CHALLENGE> Search the data for the string "styles" and extract every line where it appears.

STORED DATA>
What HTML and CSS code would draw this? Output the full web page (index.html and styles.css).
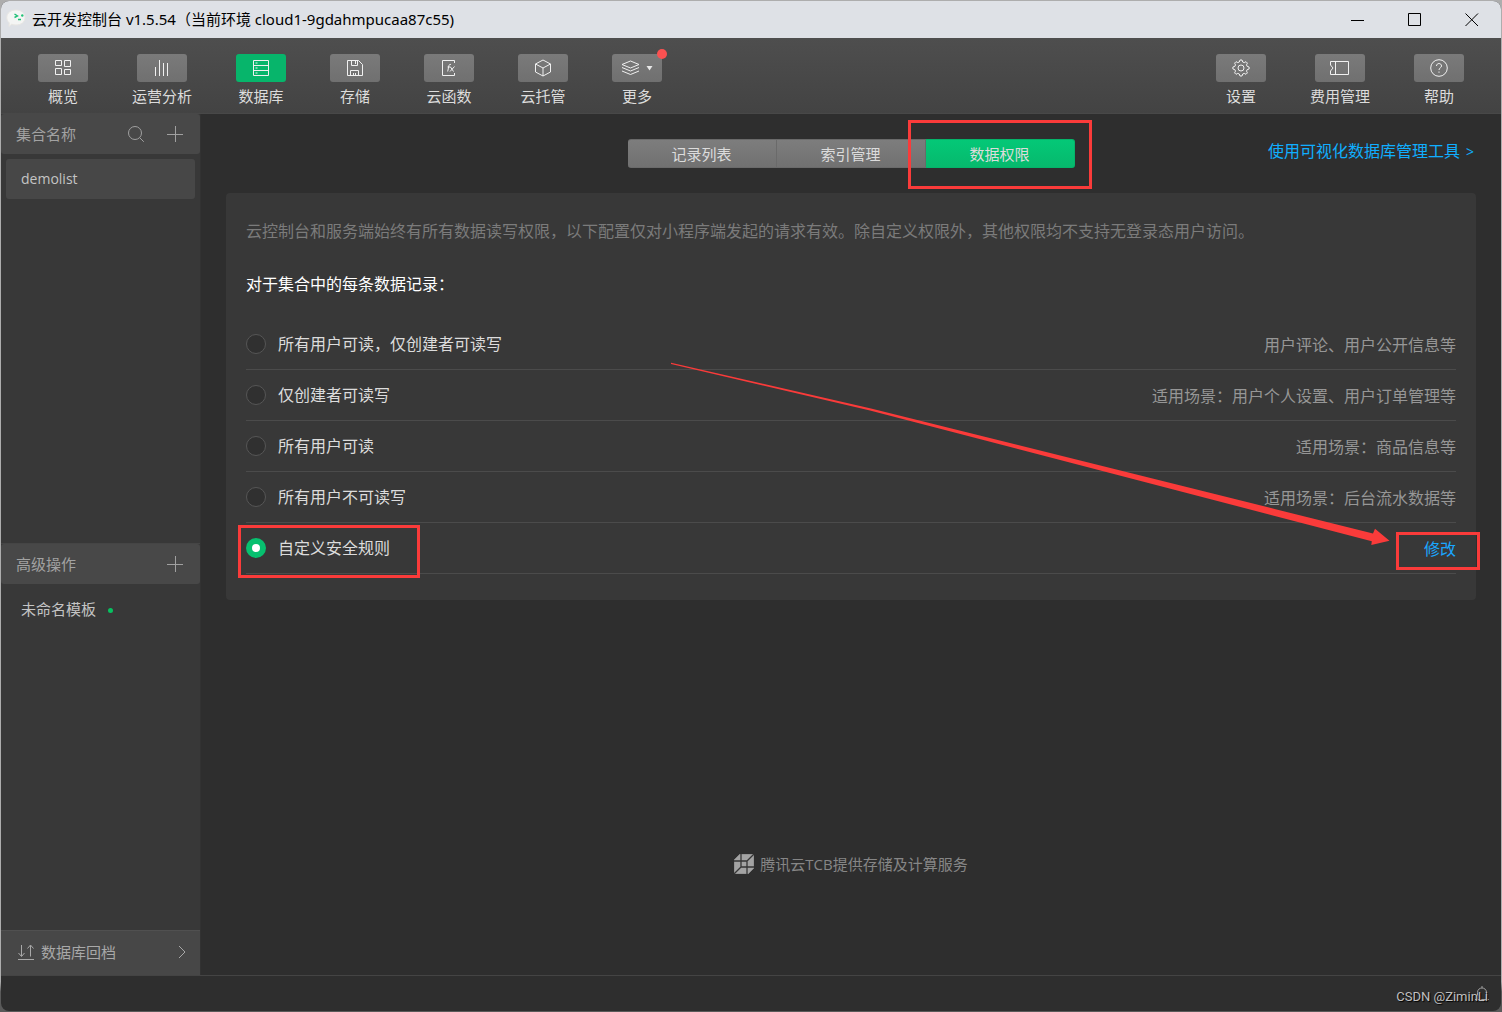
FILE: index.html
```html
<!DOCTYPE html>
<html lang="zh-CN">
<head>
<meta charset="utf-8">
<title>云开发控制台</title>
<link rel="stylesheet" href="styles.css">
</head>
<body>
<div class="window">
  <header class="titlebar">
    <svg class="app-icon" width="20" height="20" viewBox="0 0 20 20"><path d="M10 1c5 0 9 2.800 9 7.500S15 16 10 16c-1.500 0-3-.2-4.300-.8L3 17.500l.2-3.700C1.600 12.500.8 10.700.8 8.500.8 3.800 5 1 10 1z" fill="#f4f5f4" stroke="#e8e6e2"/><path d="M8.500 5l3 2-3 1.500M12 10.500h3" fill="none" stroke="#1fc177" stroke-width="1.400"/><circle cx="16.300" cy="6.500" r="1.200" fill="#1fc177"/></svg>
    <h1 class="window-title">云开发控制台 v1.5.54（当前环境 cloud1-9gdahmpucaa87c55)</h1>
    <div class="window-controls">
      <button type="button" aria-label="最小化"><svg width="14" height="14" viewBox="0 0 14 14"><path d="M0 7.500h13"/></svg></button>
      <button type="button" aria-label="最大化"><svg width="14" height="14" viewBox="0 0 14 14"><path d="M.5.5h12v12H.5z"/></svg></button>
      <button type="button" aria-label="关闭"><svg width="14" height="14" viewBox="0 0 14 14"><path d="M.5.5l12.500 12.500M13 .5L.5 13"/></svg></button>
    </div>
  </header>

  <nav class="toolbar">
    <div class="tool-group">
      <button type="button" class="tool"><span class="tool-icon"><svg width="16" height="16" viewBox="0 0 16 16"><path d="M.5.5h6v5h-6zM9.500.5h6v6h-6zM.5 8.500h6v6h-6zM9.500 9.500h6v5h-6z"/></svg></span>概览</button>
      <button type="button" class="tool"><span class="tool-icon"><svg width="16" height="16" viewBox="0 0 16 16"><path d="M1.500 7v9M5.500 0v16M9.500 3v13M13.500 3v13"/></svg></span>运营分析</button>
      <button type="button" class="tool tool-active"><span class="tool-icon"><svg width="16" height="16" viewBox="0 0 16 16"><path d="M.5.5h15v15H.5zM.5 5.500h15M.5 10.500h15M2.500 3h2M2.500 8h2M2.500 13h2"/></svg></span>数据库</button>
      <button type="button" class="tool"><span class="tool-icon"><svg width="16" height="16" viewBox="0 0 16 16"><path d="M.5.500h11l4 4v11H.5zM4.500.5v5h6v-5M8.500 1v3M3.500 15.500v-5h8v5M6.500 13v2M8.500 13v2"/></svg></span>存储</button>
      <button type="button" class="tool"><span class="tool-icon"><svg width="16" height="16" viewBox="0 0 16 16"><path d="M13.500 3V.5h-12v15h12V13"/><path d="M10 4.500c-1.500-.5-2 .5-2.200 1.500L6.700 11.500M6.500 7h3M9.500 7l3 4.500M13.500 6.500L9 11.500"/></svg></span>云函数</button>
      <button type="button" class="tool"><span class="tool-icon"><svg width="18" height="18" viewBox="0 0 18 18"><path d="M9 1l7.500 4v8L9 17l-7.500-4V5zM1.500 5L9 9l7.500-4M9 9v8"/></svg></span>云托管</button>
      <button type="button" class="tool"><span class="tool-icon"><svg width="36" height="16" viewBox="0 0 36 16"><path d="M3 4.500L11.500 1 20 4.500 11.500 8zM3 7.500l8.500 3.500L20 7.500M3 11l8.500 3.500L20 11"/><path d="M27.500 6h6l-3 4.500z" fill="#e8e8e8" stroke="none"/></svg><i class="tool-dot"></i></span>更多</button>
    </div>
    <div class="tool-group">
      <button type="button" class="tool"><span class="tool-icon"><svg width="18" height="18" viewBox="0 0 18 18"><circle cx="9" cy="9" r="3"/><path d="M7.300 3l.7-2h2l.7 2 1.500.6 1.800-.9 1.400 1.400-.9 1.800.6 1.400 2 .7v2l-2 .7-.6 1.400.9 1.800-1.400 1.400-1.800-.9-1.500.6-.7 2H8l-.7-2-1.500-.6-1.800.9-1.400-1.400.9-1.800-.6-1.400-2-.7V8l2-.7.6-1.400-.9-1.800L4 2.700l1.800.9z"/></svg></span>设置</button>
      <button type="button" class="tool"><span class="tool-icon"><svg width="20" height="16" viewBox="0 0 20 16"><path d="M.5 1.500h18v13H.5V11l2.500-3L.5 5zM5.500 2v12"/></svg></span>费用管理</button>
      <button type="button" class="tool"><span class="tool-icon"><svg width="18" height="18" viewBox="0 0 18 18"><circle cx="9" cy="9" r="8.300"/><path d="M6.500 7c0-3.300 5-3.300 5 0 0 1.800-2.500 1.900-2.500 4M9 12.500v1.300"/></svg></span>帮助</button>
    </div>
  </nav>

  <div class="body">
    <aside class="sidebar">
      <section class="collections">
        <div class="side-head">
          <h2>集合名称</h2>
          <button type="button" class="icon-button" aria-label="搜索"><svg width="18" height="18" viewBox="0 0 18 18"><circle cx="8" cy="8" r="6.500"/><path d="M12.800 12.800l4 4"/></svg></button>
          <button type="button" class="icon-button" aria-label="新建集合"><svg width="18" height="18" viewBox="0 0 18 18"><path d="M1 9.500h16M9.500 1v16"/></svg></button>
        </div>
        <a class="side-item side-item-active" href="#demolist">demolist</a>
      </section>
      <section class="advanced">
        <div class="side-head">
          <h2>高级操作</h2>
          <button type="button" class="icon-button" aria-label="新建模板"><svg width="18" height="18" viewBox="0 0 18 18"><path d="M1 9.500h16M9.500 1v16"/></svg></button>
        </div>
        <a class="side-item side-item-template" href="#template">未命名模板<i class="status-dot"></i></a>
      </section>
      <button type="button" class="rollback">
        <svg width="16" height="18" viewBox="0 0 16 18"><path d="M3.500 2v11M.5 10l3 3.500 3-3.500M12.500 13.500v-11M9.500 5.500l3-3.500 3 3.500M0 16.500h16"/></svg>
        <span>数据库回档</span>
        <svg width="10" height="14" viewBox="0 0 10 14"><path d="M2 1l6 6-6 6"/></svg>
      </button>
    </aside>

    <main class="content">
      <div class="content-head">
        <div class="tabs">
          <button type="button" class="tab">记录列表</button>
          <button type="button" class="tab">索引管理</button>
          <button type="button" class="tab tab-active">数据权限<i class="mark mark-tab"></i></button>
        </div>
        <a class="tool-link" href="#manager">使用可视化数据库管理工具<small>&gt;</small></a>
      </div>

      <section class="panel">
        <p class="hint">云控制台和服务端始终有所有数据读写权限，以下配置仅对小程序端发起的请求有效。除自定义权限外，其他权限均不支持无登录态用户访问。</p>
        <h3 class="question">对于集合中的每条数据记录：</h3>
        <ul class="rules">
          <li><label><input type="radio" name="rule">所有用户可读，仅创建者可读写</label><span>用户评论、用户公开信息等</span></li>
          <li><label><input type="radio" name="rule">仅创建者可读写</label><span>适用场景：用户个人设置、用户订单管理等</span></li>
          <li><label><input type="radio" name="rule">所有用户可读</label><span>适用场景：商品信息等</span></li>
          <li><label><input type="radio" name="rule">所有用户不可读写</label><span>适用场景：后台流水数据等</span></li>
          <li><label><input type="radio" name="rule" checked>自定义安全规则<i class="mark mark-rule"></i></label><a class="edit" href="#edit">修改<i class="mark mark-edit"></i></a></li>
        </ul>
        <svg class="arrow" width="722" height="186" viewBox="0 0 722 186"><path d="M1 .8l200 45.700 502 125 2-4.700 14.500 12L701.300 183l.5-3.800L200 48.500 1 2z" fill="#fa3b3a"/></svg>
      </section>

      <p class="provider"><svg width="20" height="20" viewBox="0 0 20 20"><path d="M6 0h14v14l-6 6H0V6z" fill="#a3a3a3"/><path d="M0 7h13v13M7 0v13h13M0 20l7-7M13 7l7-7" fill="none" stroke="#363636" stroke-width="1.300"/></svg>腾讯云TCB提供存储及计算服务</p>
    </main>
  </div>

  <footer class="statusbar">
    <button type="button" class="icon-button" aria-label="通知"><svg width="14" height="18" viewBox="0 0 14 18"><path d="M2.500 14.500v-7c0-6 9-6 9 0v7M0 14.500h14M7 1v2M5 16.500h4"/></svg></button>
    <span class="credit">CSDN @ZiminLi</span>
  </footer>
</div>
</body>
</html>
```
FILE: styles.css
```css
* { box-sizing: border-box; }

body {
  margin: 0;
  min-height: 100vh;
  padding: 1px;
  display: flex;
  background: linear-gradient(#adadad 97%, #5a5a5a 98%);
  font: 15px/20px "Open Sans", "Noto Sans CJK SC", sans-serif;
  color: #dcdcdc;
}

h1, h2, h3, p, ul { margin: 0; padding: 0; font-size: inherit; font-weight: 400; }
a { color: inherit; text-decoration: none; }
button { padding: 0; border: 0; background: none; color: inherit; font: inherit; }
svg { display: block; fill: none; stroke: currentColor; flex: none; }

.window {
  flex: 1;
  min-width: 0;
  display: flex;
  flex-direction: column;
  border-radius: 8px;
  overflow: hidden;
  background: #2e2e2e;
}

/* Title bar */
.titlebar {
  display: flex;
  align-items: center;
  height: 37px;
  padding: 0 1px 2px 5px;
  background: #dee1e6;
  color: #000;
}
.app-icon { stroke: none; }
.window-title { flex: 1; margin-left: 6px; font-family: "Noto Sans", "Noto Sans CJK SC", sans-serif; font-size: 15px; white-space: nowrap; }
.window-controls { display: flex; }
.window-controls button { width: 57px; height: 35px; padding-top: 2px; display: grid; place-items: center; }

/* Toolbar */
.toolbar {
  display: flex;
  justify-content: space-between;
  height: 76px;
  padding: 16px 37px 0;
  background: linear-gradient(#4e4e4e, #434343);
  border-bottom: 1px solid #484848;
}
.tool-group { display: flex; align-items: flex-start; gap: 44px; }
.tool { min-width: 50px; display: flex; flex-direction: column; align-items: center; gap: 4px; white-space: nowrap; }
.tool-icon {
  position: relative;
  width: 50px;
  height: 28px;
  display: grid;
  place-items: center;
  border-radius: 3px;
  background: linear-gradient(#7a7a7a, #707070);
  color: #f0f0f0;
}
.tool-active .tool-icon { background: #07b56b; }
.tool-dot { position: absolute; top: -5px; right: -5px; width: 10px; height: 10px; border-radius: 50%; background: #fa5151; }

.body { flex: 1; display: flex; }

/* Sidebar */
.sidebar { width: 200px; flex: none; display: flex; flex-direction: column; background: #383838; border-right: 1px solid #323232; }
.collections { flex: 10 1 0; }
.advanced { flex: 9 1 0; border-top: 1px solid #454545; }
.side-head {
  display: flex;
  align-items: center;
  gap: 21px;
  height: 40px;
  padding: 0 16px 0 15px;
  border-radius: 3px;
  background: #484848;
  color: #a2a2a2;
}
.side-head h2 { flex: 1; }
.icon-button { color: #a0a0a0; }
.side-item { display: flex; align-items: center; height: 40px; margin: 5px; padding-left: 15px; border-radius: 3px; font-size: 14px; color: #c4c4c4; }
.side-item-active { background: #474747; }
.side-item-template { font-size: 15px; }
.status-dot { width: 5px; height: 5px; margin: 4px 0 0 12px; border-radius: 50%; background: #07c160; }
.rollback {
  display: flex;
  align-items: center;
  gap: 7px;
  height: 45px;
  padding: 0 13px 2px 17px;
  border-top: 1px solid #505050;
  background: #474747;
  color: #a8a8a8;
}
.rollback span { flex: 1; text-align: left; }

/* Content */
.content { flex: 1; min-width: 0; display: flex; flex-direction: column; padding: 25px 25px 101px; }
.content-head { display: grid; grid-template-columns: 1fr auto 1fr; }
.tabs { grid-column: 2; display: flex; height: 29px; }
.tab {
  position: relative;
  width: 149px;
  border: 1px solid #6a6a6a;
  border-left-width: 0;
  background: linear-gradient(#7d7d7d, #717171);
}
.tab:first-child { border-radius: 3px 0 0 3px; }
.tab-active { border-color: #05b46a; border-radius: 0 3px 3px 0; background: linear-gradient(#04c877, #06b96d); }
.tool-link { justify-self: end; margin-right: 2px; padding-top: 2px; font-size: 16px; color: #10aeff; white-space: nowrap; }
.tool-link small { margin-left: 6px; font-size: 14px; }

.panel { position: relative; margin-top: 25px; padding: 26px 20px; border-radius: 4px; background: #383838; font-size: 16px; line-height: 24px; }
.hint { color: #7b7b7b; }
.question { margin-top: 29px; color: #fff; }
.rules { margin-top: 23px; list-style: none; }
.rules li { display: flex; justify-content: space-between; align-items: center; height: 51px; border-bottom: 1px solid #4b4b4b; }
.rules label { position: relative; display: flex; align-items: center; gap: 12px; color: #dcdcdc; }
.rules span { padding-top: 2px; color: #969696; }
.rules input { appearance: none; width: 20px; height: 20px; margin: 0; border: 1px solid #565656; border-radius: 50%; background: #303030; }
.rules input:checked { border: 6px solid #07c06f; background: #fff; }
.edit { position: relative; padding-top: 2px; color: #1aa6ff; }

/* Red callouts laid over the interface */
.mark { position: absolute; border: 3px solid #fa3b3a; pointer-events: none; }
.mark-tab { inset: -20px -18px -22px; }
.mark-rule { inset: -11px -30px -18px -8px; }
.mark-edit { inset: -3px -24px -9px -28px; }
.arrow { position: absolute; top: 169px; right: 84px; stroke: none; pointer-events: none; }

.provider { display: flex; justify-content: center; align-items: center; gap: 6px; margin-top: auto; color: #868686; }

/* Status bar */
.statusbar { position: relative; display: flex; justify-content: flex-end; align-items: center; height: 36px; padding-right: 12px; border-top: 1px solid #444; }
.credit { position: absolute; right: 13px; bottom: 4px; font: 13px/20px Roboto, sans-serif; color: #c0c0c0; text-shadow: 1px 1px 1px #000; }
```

FULL RESPONSE>
What HTML and CSS code would draw this? Output the full web page (index.html and styles.css).
<link rel="stylesheet" href="styles.css">
FILE: styles.css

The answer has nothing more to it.